Wednesday 13 December 2017

Banks' refusal to lend hindering country's recovery, says ISME

Mark Fielding, CEO of ISME. Photo: Tom Burke
Mark Fielding, CEO of ISME. Photo: Tom Burke

Maeve Dineen

Banks are continuing to hinder the country's recovery with the loan refusals rate now at 54pc, according to small business group ISME's latest quarterly bank watch survey.

The survey shows that while demand for bank credit is steady at 37pc, the refusal rate has risen to 54pc, after slight improvements in the previous two quarters.

"It may suit the administration to believe the fiction created by bankers' spin that the system is functioning, and it suits the bankers to maintain this fiction, otherwise why sink billions of taxpayers' money into keeping them afloat," said ISME chief executive Mark Fielding.

"The reality is that banks are performing at a very limited capacity in ensuring the payments system and ATMs are functioning.

"However, when it comes to assisting the SME sector to grow, the bailed-out banks are continuing to make it difficult for SMEs to access finance, thereby hindering the economy."

A spokesman for the Irish Banking Federation questioned the results of the survey, saying the demand for credit has been more "subdued" over the last number of months.

"The lending environment remains challenging but many of the issues revolve around demand, rather then the supply of credit," the spokesman said.

"Where there is demand, the banks must then decide on the viability of the business. It is all about viability."

However, Mr Fielding said it was not good enough for politicians or their civil servants to say that they will not intervene.

"The bailed-out banks are not fixed, rescued bankers continue to utter untruths, banking reform is delayed and banking policy is turning good business bad," Mr Fielding said.

"The Government, the owners, must take a more hands-on approach, while the system is broken, insist on opening credit lines, servicing SME customers and play their part in economic recovery."

The survey, conducted last week, attracted 706 responses, a response rate of 19pc. It included different sectors within SMEs, excluding agriculture.

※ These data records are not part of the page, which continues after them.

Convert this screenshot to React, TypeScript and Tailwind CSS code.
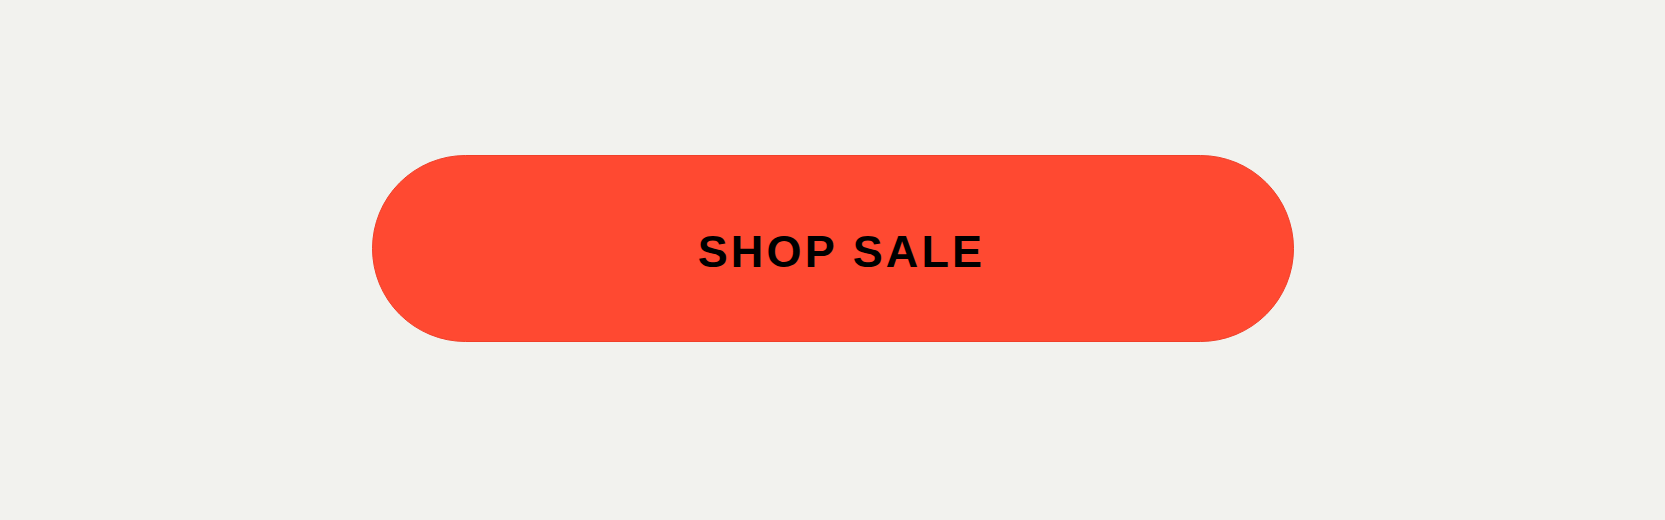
export default function App() {
  return (
    <div className="h-[520px] w-full bg-[#f2f2ee] flex justify-center pt-[155px]">
      <button
        type="button"
        className="w-[922px] h-[187px] rounded-full bg-[#ff4931] border border-[#f0402a] flex items-center justify-center pt-[6px] pl-[18px]"
      >
        <span
          className="text-[45px] font-bold tracking-[0.07em] text-black leading-none"
          style={{ fontFamily: '"Liberation Sans", Arial, sans-serif' }}
        >
          SHOP SALE
        </span>
      </button>
    </div>
  );
}
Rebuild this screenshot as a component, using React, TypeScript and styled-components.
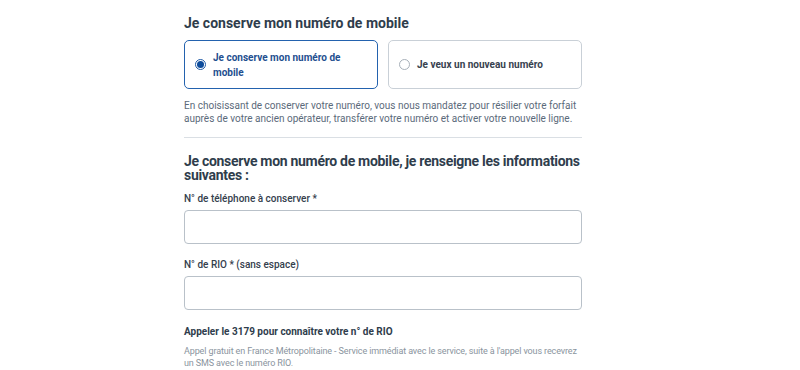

The survey also showed that 37pc of respondents had requested additional or new bank facilities in the past three months, an increase from 31pc in the same quarter of 2011.

Around 80pc of businesses that applied for funding outlined that the banks are making it more difficult for them to access finance. Of the 46pc approved for funding, 65pc have drawn down the finance either fully or in part. Almost 100pc of those questioned said the Government was having either a negative or no impact on SME lending.

Rising bank charges are also proving problematic for the hard-pressed SME sector with 46pc of those surveyed saying they had experienced an increase in charges and 33pc an increase in their interest rate.

Mr Fielding said the "lucky few" who manage to secure finance and even those who have not needed finance in this quarter are being "screwed" by increases in bank interest and charges.